-- Begin DATASET SECTION --
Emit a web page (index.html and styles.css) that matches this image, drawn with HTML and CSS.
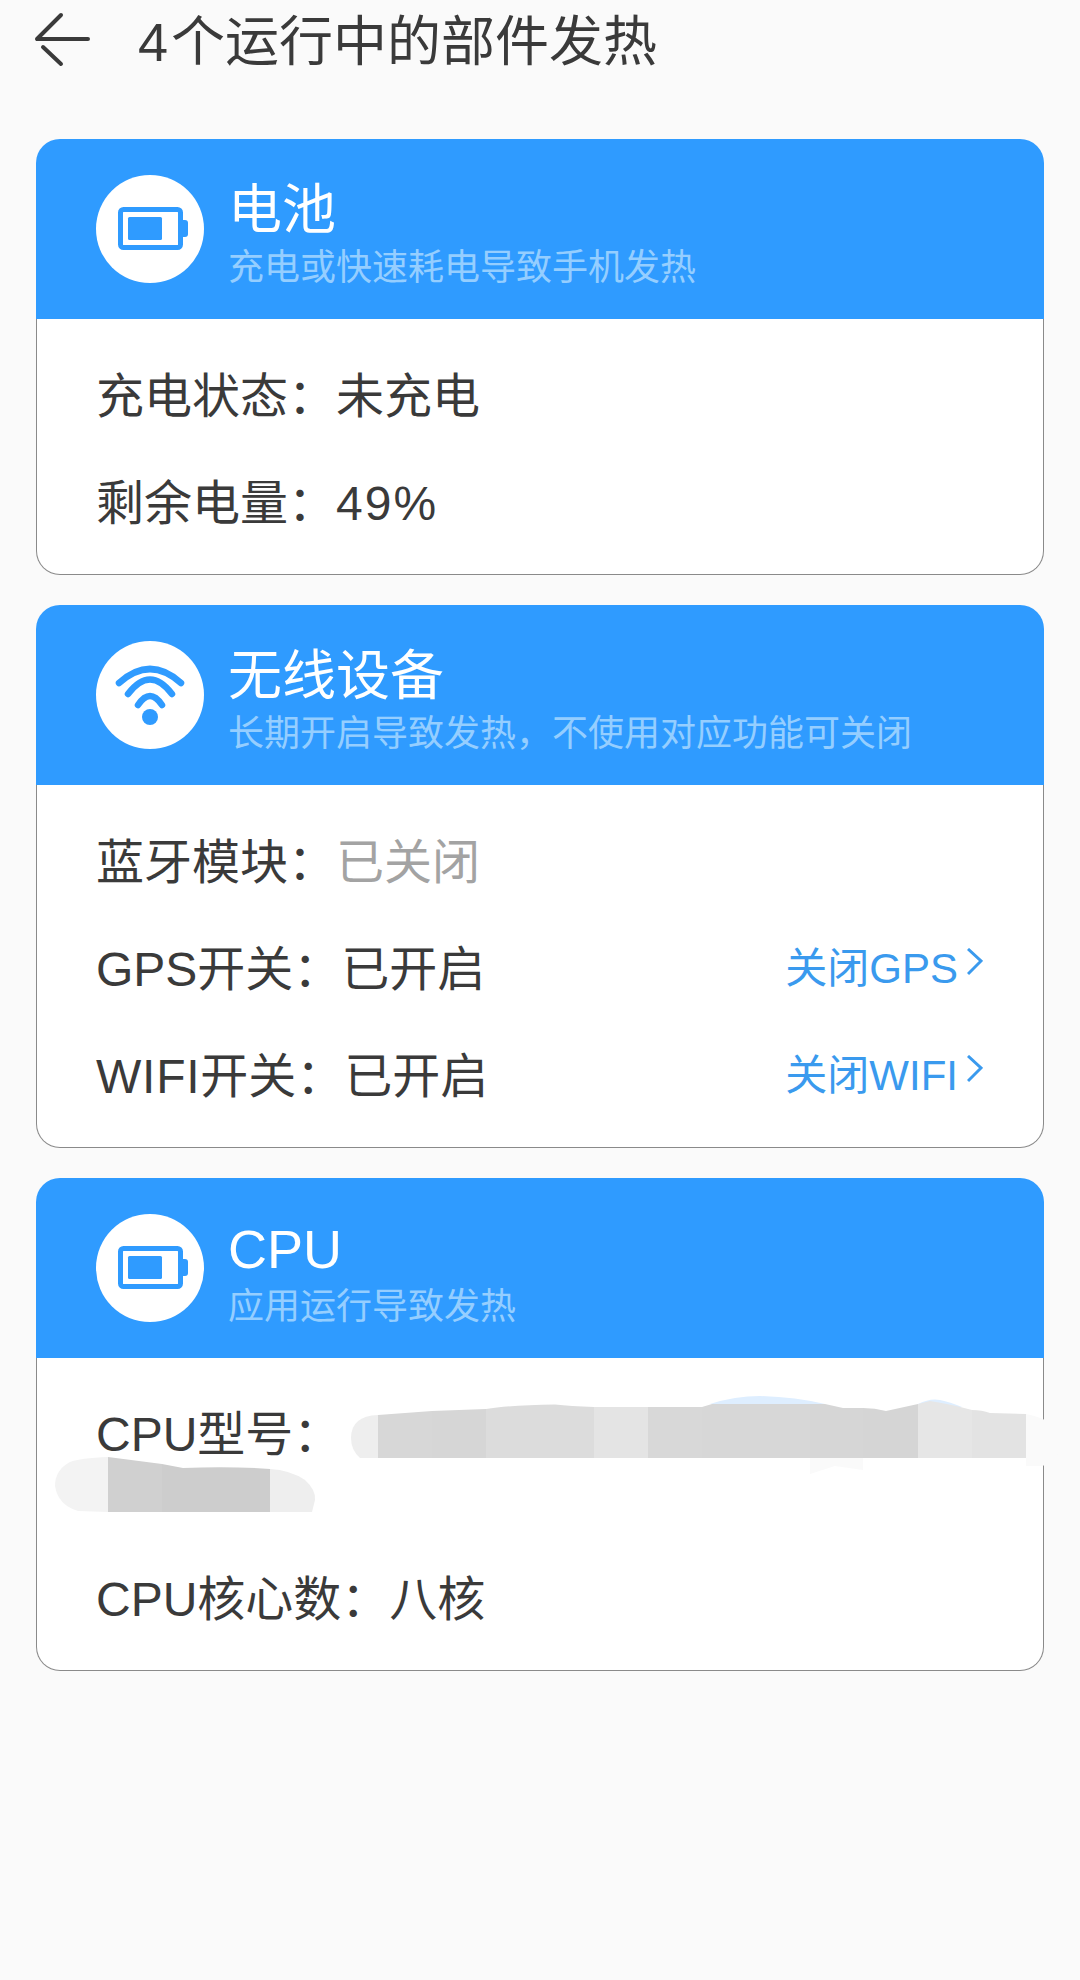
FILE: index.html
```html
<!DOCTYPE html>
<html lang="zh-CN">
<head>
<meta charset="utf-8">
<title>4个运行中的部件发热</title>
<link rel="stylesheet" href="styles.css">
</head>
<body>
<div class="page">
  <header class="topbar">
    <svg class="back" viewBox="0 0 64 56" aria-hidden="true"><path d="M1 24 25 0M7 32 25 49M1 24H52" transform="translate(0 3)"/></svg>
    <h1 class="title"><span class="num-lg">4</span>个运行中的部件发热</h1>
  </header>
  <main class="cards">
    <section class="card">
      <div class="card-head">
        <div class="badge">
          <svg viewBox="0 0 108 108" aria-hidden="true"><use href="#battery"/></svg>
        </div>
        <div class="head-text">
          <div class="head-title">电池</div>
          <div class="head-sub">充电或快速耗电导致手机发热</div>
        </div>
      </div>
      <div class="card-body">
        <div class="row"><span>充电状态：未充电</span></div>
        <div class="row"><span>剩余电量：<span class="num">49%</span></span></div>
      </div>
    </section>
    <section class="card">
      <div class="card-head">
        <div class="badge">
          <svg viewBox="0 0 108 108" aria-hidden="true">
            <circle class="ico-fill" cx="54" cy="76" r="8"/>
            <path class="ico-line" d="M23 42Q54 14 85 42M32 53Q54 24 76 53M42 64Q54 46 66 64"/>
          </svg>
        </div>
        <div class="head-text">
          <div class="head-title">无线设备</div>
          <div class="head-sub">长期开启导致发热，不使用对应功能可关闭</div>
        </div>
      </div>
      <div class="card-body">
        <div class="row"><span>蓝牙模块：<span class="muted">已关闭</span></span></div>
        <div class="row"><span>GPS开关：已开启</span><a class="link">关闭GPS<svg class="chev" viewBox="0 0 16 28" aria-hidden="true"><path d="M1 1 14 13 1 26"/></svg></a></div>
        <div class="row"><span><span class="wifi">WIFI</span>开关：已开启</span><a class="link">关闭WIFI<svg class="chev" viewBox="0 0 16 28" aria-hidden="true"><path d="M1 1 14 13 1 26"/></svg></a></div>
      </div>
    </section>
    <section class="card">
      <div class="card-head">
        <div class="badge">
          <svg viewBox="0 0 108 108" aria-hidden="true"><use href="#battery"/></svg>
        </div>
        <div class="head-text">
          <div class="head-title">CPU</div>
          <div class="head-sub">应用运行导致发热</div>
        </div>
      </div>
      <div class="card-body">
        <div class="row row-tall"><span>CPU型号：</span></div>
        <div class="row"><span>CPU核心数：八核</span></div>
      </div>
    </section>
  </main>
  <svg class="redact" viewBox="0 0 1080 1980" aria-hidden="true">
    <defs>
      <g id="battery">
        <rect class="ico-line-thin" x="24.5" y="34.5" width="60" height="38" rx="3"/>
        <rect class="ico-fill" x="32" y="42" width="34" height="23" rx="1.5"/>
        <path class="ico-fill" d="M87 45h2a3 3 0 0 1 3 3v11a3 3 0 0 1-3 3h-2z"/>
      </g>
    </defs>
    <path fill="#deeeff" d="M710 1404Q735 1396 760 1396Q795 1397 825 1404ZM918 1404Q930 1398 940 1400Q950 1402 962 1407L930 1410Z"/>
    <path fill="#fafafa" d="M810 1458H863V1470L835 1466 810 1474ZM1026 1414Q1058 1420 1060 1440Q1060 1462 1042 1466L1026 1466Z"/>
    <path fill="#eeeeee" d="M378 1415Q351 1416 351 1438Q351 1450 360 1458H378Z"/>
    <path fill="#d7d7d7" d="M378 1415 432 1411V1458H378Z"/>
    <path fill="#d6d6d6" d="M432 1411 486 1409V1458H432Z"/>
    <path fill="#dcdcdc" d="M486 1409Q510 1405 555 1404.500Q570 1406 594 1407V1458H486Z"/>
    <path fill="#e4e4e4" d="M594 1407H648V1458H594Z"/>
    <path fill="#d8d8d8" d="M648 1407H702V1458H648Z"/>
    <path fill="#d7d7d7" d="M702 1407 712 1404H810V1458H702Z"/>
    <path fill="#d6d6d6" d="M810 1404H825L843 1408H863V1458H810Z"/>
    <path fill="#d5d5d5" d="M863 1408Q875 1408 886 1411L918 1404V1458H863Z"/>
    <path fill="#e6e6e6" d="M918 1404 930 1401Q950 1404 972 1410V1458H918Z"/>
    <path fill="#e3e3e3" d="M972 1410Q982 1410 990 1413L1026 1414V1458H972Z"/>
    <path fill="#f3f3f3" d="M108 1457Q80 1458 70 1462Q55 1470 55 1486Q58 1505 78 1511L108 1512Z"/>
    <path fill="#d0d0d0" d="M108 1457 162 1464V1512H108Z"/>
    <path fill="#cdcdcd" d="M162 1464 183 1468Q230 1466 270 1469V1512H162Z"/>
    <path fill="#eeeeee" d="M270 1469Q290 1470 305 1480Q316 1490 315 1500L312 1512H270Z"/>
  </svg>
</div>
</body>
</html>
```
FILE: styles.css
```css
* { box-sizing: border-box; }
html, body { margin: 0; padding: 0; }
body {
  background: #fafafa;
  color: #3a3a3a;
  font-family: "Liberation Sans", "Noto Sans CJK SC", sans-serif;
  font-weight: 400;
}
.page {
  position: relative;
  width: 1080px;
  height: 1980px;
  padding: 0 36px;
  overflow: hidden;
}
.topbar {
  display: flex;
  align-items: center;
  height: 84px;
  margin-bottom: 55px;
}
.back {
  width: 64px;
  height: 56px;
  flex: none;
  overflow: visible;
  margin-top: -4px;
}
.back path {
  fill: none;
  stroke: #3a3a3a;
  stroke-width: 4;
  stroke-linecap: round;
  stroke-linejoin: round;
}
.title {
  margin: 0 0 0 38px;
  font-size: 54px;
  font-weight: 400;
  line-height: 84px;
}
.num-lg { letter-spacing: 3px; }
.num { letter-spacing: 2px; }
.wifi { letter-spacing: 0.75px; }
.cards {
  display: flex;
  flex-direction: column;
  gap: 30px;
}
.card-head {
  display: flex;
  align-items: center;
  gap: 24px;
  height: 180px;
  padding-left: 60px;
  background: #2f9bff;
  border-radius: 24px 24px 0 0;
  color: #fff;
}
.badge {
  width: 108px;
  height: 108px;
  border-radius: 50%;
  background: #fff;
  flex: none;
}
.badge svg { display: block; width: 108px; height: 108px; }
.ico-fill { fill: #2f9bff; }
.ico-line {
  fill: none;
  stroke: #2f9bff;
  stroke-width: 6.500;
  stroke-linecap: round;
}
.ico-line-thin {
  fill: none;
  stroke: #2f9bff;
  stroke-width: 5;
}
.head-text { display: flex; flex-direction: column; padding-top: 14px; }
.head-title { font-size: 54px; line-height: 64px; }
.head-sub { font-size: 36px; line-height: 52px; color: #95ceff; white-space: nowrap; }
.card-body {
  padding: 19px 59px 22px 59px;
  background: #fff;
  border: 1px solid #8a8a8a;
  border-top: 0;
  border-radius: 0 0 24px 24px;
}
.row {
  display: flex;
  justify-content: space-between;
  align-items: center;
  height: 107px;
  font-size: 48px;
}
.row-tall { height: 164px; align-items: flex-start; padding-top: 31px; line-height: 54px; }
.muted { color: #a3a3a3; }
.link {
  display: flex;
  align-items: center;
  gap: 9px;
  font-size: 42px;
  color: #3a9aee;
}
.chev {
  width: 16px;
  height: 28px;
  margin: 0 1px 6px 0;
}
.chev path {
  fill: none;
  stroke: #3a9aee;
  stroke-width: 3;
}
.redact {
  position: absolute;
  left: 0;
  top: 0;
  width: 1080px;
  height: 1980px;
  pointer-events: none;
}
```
-- End DATASET SECTION --
◆ WHAT TO WORK ON:
Locate each line with the word "styles" and copy it.

◆ EXERCISE RESPONSE:
Emit a web page (index.html and styles.css) that matches this image, drawn with HTML and CSS.
<link rel="stylesheet" href="styles.css">
FILE: styles.css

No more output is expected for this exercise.